_What you should do:_ Set down, exactly as written, the lines from the top of the data to the line that holds "const NAVY = '#0b2a40';", and omit the pictures.

*****

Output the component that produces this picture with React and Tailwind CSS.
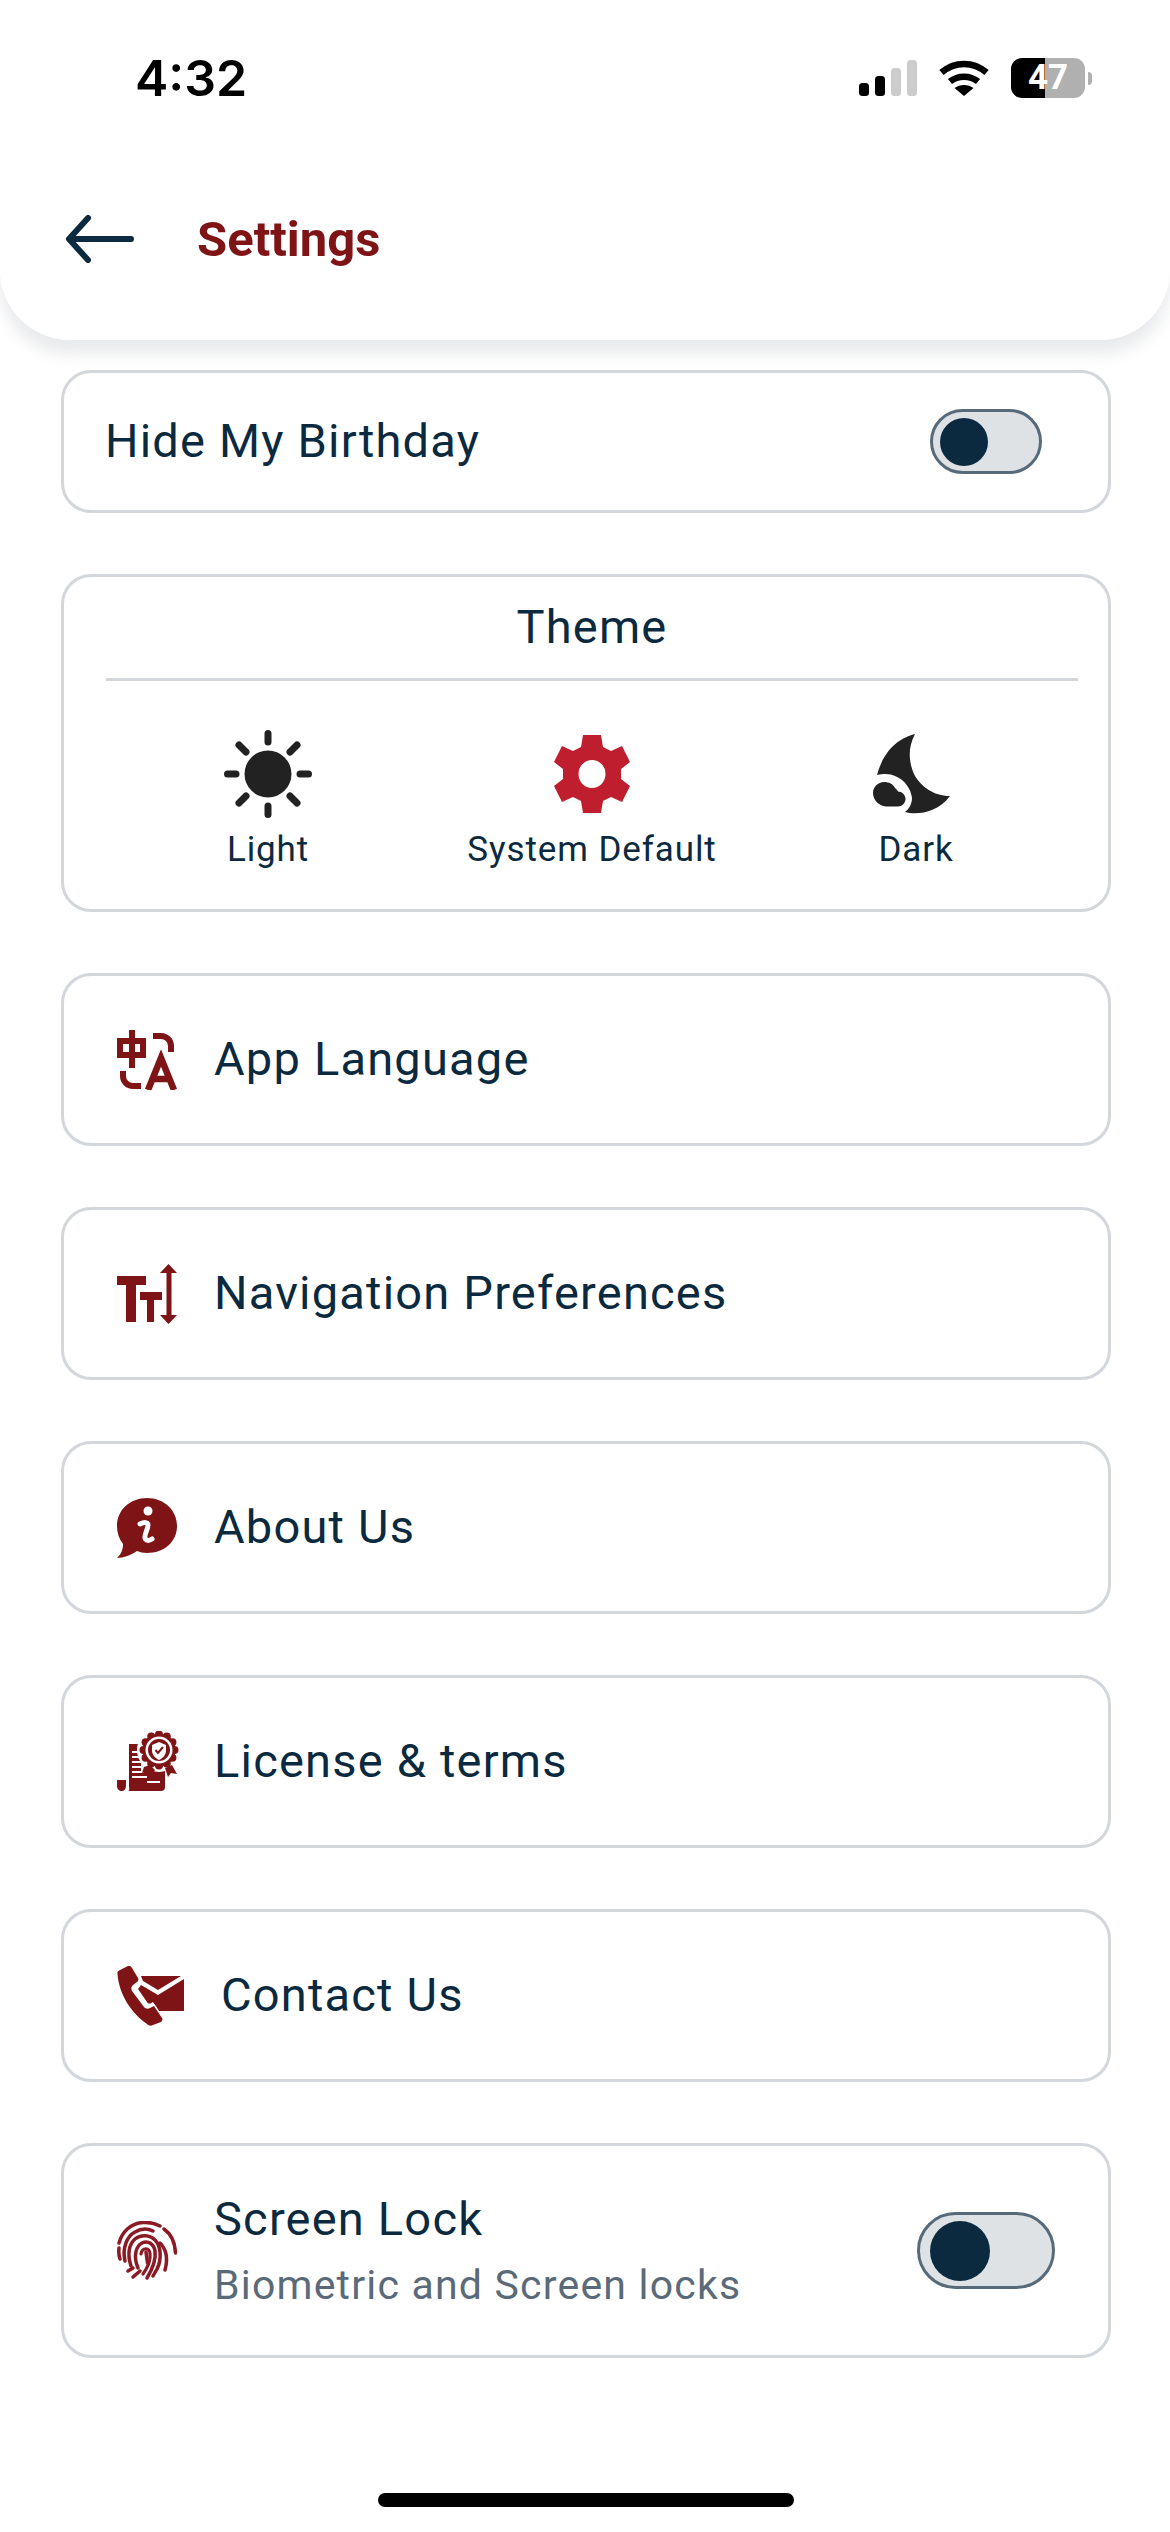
import React from 'react';

const RED = '#7f1416';
const NAVY = '#0b2a40';

const Toggle = ({ large }) => (
    <div className={`flex items-center rounded-full border-[3px] border-[#566a7a] bg-[#dfe2e5] ${large ? 'w-[138px] h-[77px] pl-[10px]' : 'w-[112px] h-[65px] pl-[7px]'}`}>
        <div className={`rounded-full bg-[#0b2a40] ${large ? 'size-[60px]' : 'size-[48px]'}`} />
    </div>
);

const StatusIcons = () => (
    <div className="flex items-center">
        <svg width="58" height="36" viewBox="0 0 58 36">
            <rect x="0" y="23" width="10" height="13" rx="3.5" fill="#000" />
            <rect x="16" y="16" width="10" height="20" rx="3.5" fill="#000" />
            <rect x="32" y="8" width="10" height="28" rx="3.5" fill="#ccc" />
            <rect x="48" y="0" width="10" height="36" rx="3.5" fill="#ccc" />
        </svg>
        <svg className="ml-[22px]" width="50" height="36" viewBox="0 0 50 36" fill="none" stroke="#000" strokeWidth="6.5">
            <path d="M2.5 12.5C15.500 1 34.500 1 47.500 12.500" />
            <path d="M11 21.500C19 15 31 15 39 21.500" />
            <path d="M25 36L15.500 28C21 24 29 24 34.500 28Z" fill="#000" stroke="none" />
        </svg>
        <div className="ml-[22px] flex items-center">
            <div className="w-[74px] h-[40px] rounded-[11px] bg-[linear-gradient(90deg,#000_46%,#b0b0b0_46%)] text-white font-bold text-[35px] leading-[40px] text-center">47</div>
            <div className="ml-[3px] w-[4px] h-[13px] rounded-r-full bg-[#b0b0b0]" />
        </div>
    </div>
);

const SunIcon = () => (
    <svg width="88" height="88" viewBox="0 0 88 88" stroke="#222" strokeWidth="7" strokeLinecap="round">
        <circle cx="44" cy="44" r="23.500" fill="#222" stroke="none" />
        <path d="M44 3.500V12M44 76V84.500M3.500 44H12M76 44H84.500M15 15L22 22M73 15L66 22M15 73L22 66M73 73L66 66" />
    </svg>
);

const GearIcon = () => (
    <svg width="76" height="78" viewBox="0 0 76 78">
        <path
            fillRule="evenodd"
            fill="#be1e2d"
            d="M29 0H47L49 12L57 16L68 11L76 27L67 34V44L76 51L68 67L57 62L49 66L47 78H29L27 66L19 62L8 67L0 51L9 44V34L0 27L8 11L19 16L27 12ZM38 25A13.500 14 0 1 0 38 53A13.500 14 0 1 0 38 25Z"
        />
    </svg>
);

const MoonIcon = () => (
    <svg className="-translate-x-[5px]" width="77" height="80" viewBox="0 0 77 80" fill="#222">
        <path d="M42 0C30 3 12 12 4 41C12 39 18 40 22 42C32 46 38 55 39 64C39 70 36 75 32 78C42 81 64 80 77 62C60 62 48 52 42 42C36 30 34 15 42 0Z" />
        <path d="M11 48C16 48 20 50 22 54C24 56 25 57 25 57.500C29 57.500 32.500 61 32.500 65C32.500 69 29 72.500 25 72.500H13C6 72 0 66 0 59C0 53 5 48 11 48Z" />
    </svg>
);

const LanguageIcon = () => (
    <svg width="60" height="60" viewBox="0 0 60 60" fill="none" stroke={RED} strokeWidth="6">
        <path d="M3 11H26V25H3ZM15 0V38" />
        <path d="M6 41V46A10 10 0 0 0 16 56H24" />
        <path d="M36 6H44A10 10 0 0 1 54 16V22" />
        <path d="M31 60L44 28L57 60M36 49H52" strokeWidth="6.500" />
    </svg>
);

const TextSizeIcon = () => (
    <svg width="60" height="60" viewBox="0 0 60 60" fill={RED}>
        <path d="M0 12H29V21H19V58H9V21H0Z" />
        <path d="M23 28H45V36H37V58H30V36H23Z" />
        <path d="M51.500 0L60 9H54.500V51H60L51.500 60L43 51H49.500V9H43Z" />
    </svg>
);

const InfoIcon = () => (
    <svg width="60" height="60" viewBox="0 0 60 60">
        <path fill={RED} d="M30 0C47 0 60 12 60 28C60 44 47 55 30 55C26 55 23 54 20 53C14 57 7 60 0 60C4 56 6 52 6 46C2 41 0 35 0 28C0 12 13 0 30 0Z" />
        <circle cx="31" cy="13" r="4.500" fill="#fff" />
        <path fill="none" stroke="#fff" strokeWidth="5" strokeLinecap="round" d="M23 26C27 24 31 24 31 27C31 31 27 37 28 40C29 43 32 43 35 41" />
    </svg>
);

const scallops = Array.from({ length: 12 }, (_, i) => i * Math.PI / 6);

const LicenseIcon = () => (
    <svg width="62" height="61" viewBox="0 0 62 61">
        <path fill={RED} d="M12 13H24V40H48V56C48 59 46 60 44 60H11C13 59 12 57 12 55ZM0 49H9V55C9 58 7 60 5 60C2 60 0 58 0 55Z" />
        <path stroke="#fff" strokeWidth="1.800" d="M15 21H24M15 26H24M15 31H24M15 36H26M15 41H27M15 46H30M30 51H43" />
        <circle cx="42" cy="19" r="22" fill="#fff" />
        {scallops.map((a) => (
            <circle key={a} cx={42 + 15.500 * Math.cos(a)} cy={19 + 15.500 * Math.sin(a)} r="4" fill={RED} />
        ))}
        <circle cx="42" cy="19" r="16.500" fill={RED} />
        <circle cx="42" cy="19" r="13.500" fill="#fff" />
        <circle cx="42" cy="19" r="11" fill={RED} />
        <path fill="#fff" d="M42 11L49 14V19C49 24 46 27 42 29C38 27 35 24 35 19V14Z" />
        <path fill="none" stroke={RED} strokeWidth="2" d="M38.500 19L41 22L46 16" />
        <path fill={RED} d="M27 36L33 34L38 39L34 46L30 41L25 42ZM48 37L55 34L60 43L54 42L51 46Z" />
    </svg>
);

const ContactIcon = () => (
    <svg width="67" height="60" viewBox="0 0 67 60">
        <path fill={RED} d="M24 10H64L41 24L26 15Z" />
        <path fill={RED} d="M67 13V45H41L36 36C33 38 31 38 30 36L21 23L24 19L41 29Z" />
        <path
            fill={RED}
            stroke="#fff"
            strokeWidth="3"
            paintOrder="stroke"
            d="M0.5 8C0 6 1 5 3 4L11 0C13 -0.500 14 0 15 2L21 12C22 14 21 15 20 16L16 19C14 21 14 23 15 25L27 41C29 43 31 43 33 42L37 40L45 52C46 54 45 55 44 56L36 59C34 60 32 60 30 58C14 47 2 28 0.500 8Z"
        />
    </svg>
);

const FingerprintIcon = () => (
    <svg width="60" height="60" viewBox="0 0 60 60" fill="none" stroke="#8b1a25" strokeWidth="3.500" strokeLinecap="round">
        <path d="M2 22C5 11 14 2 26 1.500C32 1 38 2.500 43 5" />
        <path d="M47 8C54 13 58 22 58.500 32" />
        <path d="M2 27C1.500 31 2 35 3 38" />
        <path d="M8 40C5 27 10 15 18 11C23 8 30 7 36 10" />
        <path d="M43 22C49 28 51 38 48 49" />
        <path d="M14 45C10 33 12 23 18 18C24 13 33 14 38 19C44 25 45 38 40 48L36 55" />
        <path d="M21 47C16 35 19 25 25 22C31 19 37 23 38 30C39 37 36 47 30 57" />
        <path d="M24 33C25 26 33 26 33 33C34 40 31 46 26 53" strokeWidth="3.200" />
        <path d="M29 31L30.500 42" />
        <path d="M23 50L16 56" />
        <path d="M11 50L16 47" />
    </svg>
);

const Card = ({ className = '', children }) => (
    <div className={`border-[3px] border-[#d3d6da] rounded-[30px] bg-white ${className}`}>{children}</div>
);

const LinkRow = ({ icon, label, gap = 'ml-[30px]' }) => (
    <Card className="flex items-center h-[173px] pl-[53px]">
        <div className="flex w-[67px] shrink-0">{icon}</div>
        <span className={`text-[47px] tracking-[1.2px] ${gap}`}>{label}</span>
    </Card>
);

const ThemeOption = ({ icon, label }) => (
    <div className="flex flex-col items-center">
        <div className="h-[89px] flex items-center">{icon}</div>
        <span className="text-[35px] leading-[48px] mt-[8px] tracking-[0.9px]">{label}</span>
    </div>
);

const App = () => {
    return (
        <div className="relative h-[2532px] w-[1170px] overflow-hidden bg-white font-['Roboto',sans-serif] text-[#0b2a40]">
            {/* Header with status bar */}
            <div className="h-[340px] bg-white rounded-b-[70px] shadow-[0_14px_16px_rgba(40,50,70,0.10)]">
                <div className="flex items-center justify-between h-[158px] pl-[135px] pr-[78px] pb-[2px]">
                    <span className="font-['Inter',sans-serif] font-semibold text-[50px] text-black">4:32</span>
                    <StatusIcons />
                </div>
                <div className="flex items-center pl-[66px] h-[162px]">
                    <svg width="68" height="48" viewBox="0 0 68 48" fill="none" stroke={NAVY} strokeWidth="6" strokeLinecap="round" strokeLinejoin="round">
                        <path d="M65 24H4M22 3L3 24L22 45" />
                    </svg>
                    <span className="ml-[63px] mt-[2px] text-[49px] font-bold text-[#7f1416]">Settings</span>
                </div>
            </div>

            <div className="flex flex-col gap-[61px] pl-[61px] pr-[59px] mt-[30px]">
                <Card className="flex items-center justify-between h-[143px] pl-[41px] pr-[66px]">
                    <span className="text-[47px] tracking-[1.2px]">Hide My Birthday</span>
                    <Toggle />
                </Card>

                <Card className="h-[338px] pl-[42px] pr-[30px]">
                    <div className="h-[104px] border-b-[3px] border-[#d3d6da] flex items-center justify-center">
                        <span className="text-[47px] tracking-[1.2px]">Theme</span>
                    </div>
                    <div className="grid grid-cols-3 mt-[48px]">
                        <ThemeOption icon={<SunIcon />} label="Light" />
                        <ThemeOption icon={<GearIcon />} label="System Default" />
                        <ThemeOption icon={<MoonIcon />} label="Dark" />
                    </div>
                </Card>

                <LinkRow icon={<LanguageIcon />} label="App Language" />
                <LinkRow icon={<TextSizeIcon />} label="Navigation Preferences" />
                <LinkRow icon={<InfoIcon />} label="About Us" />
                <LinkRow icon={<LicenseIcon />} label="License & terms" />
                <LinkRow icon={<ContactIcon />} label="Contact Us" gap="ml-[37px]" />

                <Card className="flex items-center justify-between h-[215px] pl-[53px] pr-[53px]">
                    <div className="flex items-center">
                        <div className="flex w-[67px] shrink-0"><FingerprintIcon /></div>
                        <div className="flex flex-col ml-[30px]">
                            <span className="text-[47px] leading-[60px] tracking-[1.2px]">Screen Lock</span>
                            <span className="text-[41px] leading-[56px] mt-[8px] tracking-[1.2px] text-[#5a6a79]">Biometric and Screen locks</span>
                        </div>
                    </div>
                    <Toggle large />
                </Card>
            </div>

            {/* Home indicator */}
            <div className="absolute bottom-[25px] left-[378px] w-[416px] h-[14px] rounded-full bg-black" />
        </div>
    );
};

export default App;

*****

_Exercise output:_
Output the component that produces this picture with React and Tailwind CSS.
import React from 'react';

const RED = '#7f1416';
const NAVY = '#0b2a40';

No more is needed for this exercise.